Opinion
February 25, 1991
Appeal from the Supreme Court, Nassau County (Di Noto, J.).
Ordered that the order and judgment is affirmed insofar as appealed from, with costs.
In support of its motion for summary judgment, the plaintiff established its case as a matter of law through the production of the unpaid promissory notes (see, Interman Indus. Prods. v R.S.M. Electron Power, 37 N.Y.2d 151; Ehrlich v American Moninger Greenhouse Mfg. Corp., 26 N.Y.2d 255; Grasso v Shutts Agency, 132 A.D.2d 768; Gateway State Bank v ShangriLa Private Club for Women, 113 A.D.2d 791, affd 67 N.Y.2d 627; Seaman-Andwall Corp. v Wright Mach.
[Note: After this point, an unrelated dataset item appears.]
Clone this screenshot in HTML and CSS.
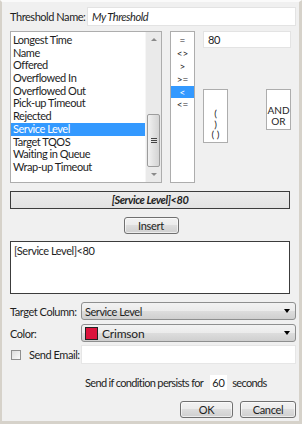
FILE: index.html
```html
<!DOCTYPE html>
<html lang="en">
<head>
    <meta charset="UTF-8">
    <meta name="viewport" content="width=device-width, initial-scale=1.0">
    <title>Threshold</title>
    <link rel="stylesheet" href="styles.css">
</head>
<body>
    <div class="dialog">
        <div class="name-row">
            <label class="name-label">Threshold Name:</label>
            <div class="text-box name-box">My Threshold</div>
        </div>

        <div class="builder">
            <div class="list-box column-list">
                <div class="list-items">
                    <div class="item">Longest Time</div>
                    <div class="item">Name</div>
                    <div class="item">Offered</div>
                    <div class="item">Overflowed In</div>
                    <div class="item">Overflowed Out</div>
                    <div class="item">Pick-up Timeout</div>
                    <div class="item">Rejected</div>
                    <div class="item selected">Service Level</div>
                    <div class="item">Target TQOS</div>
                    <div class="item">Waiting in Queue</div>
                    <div class="item">Wrap-up Timeout</div>
                </div>
                <div class="scrollbar">
                    <div class="arrow up"></div>
                    <div class="track">
                        <div class="thumb"><span class="grip"></span></div>
                    </div>
                    <div class="arrow down"></div>
                </div>
            </div>

            <div class="list-box ops-list">
                <div class="op">=</div>
                <div class="op">&lt;&gt;</div>
                <div class="op">&gt;</div>
                <div class="op">&gt;=</div>
                <div class="op selected">&lt;</div>
                <div class="op">&lt;=</div>
            </div>

            <div class="right-col">
                <div class="text-box value-box">80</div>
                <div class="small-lists">
                    <div class="list-box paren-list">
                        <div class="small-item">(</div>
                        <div class="small-item">)</div>
                        <div class="small-item">( )</div>
                    </div>
                    <div class="list-box logic-list">
                        <div class="small-item">AND</div>
                        <div class="small-item">OR</div>
                    </div>
                </div>
            </div>
        </div>

        <div class="expression">[Service Level]&lt;80</div>

        <div class="insert-row">
            <button class="button insert-btn">Insert</button>
        </div>

        <div class="text-area">[Service Level]&lt;80</div>

        <div class="field-row target-row">
            <label class="field-label">Target Column:</label>
            <div class="combo">
                <span class="combo-text">Service Level</span>
                <span class="combo-arrow"></span>
            </div>
        </div>

        <div class="field-row color-row">
            <label class="field-label">Color:</label>
            <div class="combo">
                <span class="swatch"></span>
                <span class="combo-text crimson">Crimson</span>
                <span class="combo-arrow"></span>
            </div>
        </div>

        <div class="field-row email-row">
            <span class="checkbox"></span>
            <label class="email-label">Send Email:</label>
            <div class="email-box"></div>
        </div>

        <div class="persist-row">
            <span>Send if condition persists for</span>
            <span class="seconds-box">60</span>
            <span>seconds</span>
        </div>

        <div class="footer">
            <button class="button ok-btn">OK</button>
            <button class="button cancel-btn">Cancel</button>
        </div>
    </div>
</body>
</html>
```

FILE: styles.css
```css
* {
    margin: 0;
    padding: 0;
    box-sizing: border-box;
}

body {
    background: #d6d2ca;
    font-family: Lato, "Open Sans", sans-serif;
    font-size: 11px;
    letter-spacing: -0.45px;
    color: #1e1e1e;
    white-space: nowrap;
}

.dialog {
    width: 302px;
    height: 424px;
    background: #f0f0f0;
    border-left: 2px solid #d6d2ca;
    border-right: 3px solid #d6d2ca;
    border-bottom: 3px solid #d6d2ca;
    border-top: 2px solid #fafafa;
    padding: 5px 3px 0 8px;
    overflow: hidden;
}

/* name row */

.name-row {
    display: flex;
    align-items: center;
    height: 19px;
}

.name-label {
    width: 77px;
}

.text-box {
    background: #fff;
    border: 1px solid #e3e3e3;
    padding: 0 4px;
    line-height: 16px;
}

.name-box {
    flex: 1;
    height: 19px;
    font-style: italic;
    line-height: 17px;
}

/* builder */

.builder {
    display: flex;
    gap: 8px;
    margin-top: 5px;
    height: 152px;
}

.list-box {
    background: #fff;
    border: 1px solid #adadad;
}

.column-list {
    width: 152px;
    display: flex;
}

.list-items {
    flex: 1;
    padding-top: 2px;
}

.item {
    height: 12.7px;
    line-height: 12.7px;
    padding-left: 2px;
}

.selected {
    background: #3399ff;
    color: #fff;
}

.scrollbar {
    width: 16px;
    background: #eaeaea;
    border-left: 1px solid #f6f6f6;
    display: flex;
    flex-direction: column;
}

.arrow {
    height: 16px;
    display: flex;
    align-items: center;
    justify-content: center;
}

.arrow::after {
    content: "";
    border-left: 3px solid transparent;
    border-right: 3px solid transparent;
}

.arrow.up::after {
    border-bottom: 3px solid #8a8a8a;
}

.arrow.down::after {
    border-top: 3px solid #8a8a8a;
}

.track {
    flex: 1;
    padding-top: 66px;
}

.thumb {
    height: 53px;
    margin: 0 1px;
    border: 1px solid #9c9c9c;
    border-radius: 2px;
    background: linear-gradient(to right, #f2f2f2, #e2e2e2 50%, #d4d4d4);
    display: flex;
    align-items: center;
    justify-content: center;
}

.grip {
    width: 6px;
    height: 5px;
    border-top: 1px solid #444;
    border-bottom: 1px solid #444;
    position: relative;
}

.grip::after {
    content: "";
    position: absolute;
    left: 0;
    right: 0;
    top: 1px;
    border-top: 1px solid #444;
}

.ops-list {
    width: 25px;
    padding-top: 2px;
}

.op {
    height: 12.9px;
    line-height: 12.9px;
    text-align: center;
    font-size: 10px;
    letter-spacing: 0;
}

.right-col {
    width: 88px;
}

.value-box {
    height: 17px;
    line-height: 15px;
}

.small-lists {
    display: flex;
    justify-content: space-between;
    align-items: flex-start;
    margin-top: 41px;
}

.paren-list {
    width: 25px;
    height: 54px;
    padding-top: 18px;
}

.logic-list {
    width: 25px;
    height: 41px;
    padding-top: 15px;
}

.small-item {
    text-align: center;
    height: 10.5px;
    line-height: 10.5px;
    font-size: 10px;
    letter-spacing: 0;
}

/* expression */

.expression {
    margin-top: 8px;
    width: 280px;
    height: 18px;
    border: 1px solid #3c3c3c;
    background: linear-gradient(#ececec, #e2e2e2);
    text-align: center;
    font-weight: bold;
    font-style: italic;
    line-height: 16px;
}

.insert-row {
    display: flex;
    justify-content: center;
    width: 280px;
    margin-top: 8px;
}

.button {
    font-family: inherit;
    font-size: 11px;
    letter-spacing: -0.3px;
    color: #1e1e1e;
    border: 1px solid #707070;
    border-radius: 3px;
    background: linear-gradient(#f2f2f2 0%, #ebebeb 50%, #dddddd 50%, #cfcfcf 100%);
    box-shadow: inset 0 0 0 1px rgba(255, 255, 255, 0.6);
}

.insert-btn {
    width: 55px;
    height: 17px;
    line-height: 14px;
    margin-left: 2px;
}

.text-area {
    margin-top: 7px;
    width: 280px;
    height: 53px;
    background: #fff;
    border: 1px solid #3c3c3c;
    padding: 2px 3px;
}

/* fields */

.field-row {
    display: flex;
    align-items: center;
}

.target-row {
    margin-top: 8px;
}

.color-row {
    margin-top: 4px;
}

.field-label {
    width: 71px;
}

.combo {
    flex: 1;
    height: 18px;
    border: 1px solid #8e8f8f;
    border-radius: 3px;
    background: linear-gradient(#f2f2f2 0%, #ebebeb 50%, #dddddd 50%, #cfcfcf 100%);
    display: flex;
    align-items: center;
    padding-left: 3px;
    padding-right: 5px;
}

.combo-text {
    flex: 1;
}

.crimson {
    font-size: 12px;
    letter-spacing: -0.2px;
}

.swatch {
    width: 13px;
    height: 13px;
    background: #dc143c;
    border: 1px solid #222;
    margin-right: 4px;
}

.combo-arrow {
    border-left: 3px solid transparent;
    border-right: 3px solid transparent;
    border-top: 4px solid #000;
}

.email-row {
    margin-top: 3px;
    height: 19px;
}

.checkbox {
    width: 10px;
    height: 10px;
    margin-left: 1px;
    border: 1px solid #8f8f8f;
    background: linear-gradient(135deg, #dcdcdc, #fbfbfb);
}

.email-label {
    margin-left: 8px;
    width: 52px;
}

.email-box {
    flex: 1;
    height: 19px;
    background: #fff;
    border: 1px solid #e6e6e6;
}

.persist-row {
    display: flex;
    align-items: center;
    margin-top: 11px;
    padding-left: 75px;
    height: 14px;
    letter-spacing: -0.65px;
}

.seconds-box {
    width: 17px;
    height: 15px;
    margin: 0 5px 0 7px;
    background: #fff;
    text-align: center;
    line-height: 15px;
    letter-spacing: 0;
}

.footer {
    display: flex;
    justify-content: flex-end;
    gap: 7px;
    margin-top: 12px;
}

.ok-btn {
    width: 53px;
    height: 17px;
}

.cancel-btn {
    width: 56px;
    height: 17px;
}
```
Corp., 31 A.D.2d 136, affd 29 N.Y.2d 617). It was then incumbent upon the defendant Mondrone to demonstrate, by admissible evidence, the existence of a triable factual issue (see, Ihmels v Kahn, 126 A.D.2d 701; Abacus Real Estate Fin. Co. v P.A.R. Constr. Maintenance Corp., 115 A.D.2d 576; Badische Bank v Ronel Sys., 36 A.D.2d 763). The defendant failed to do so. Mangano, P.J., Brown, Sullivan, Harwood and Miller, JJ., concur.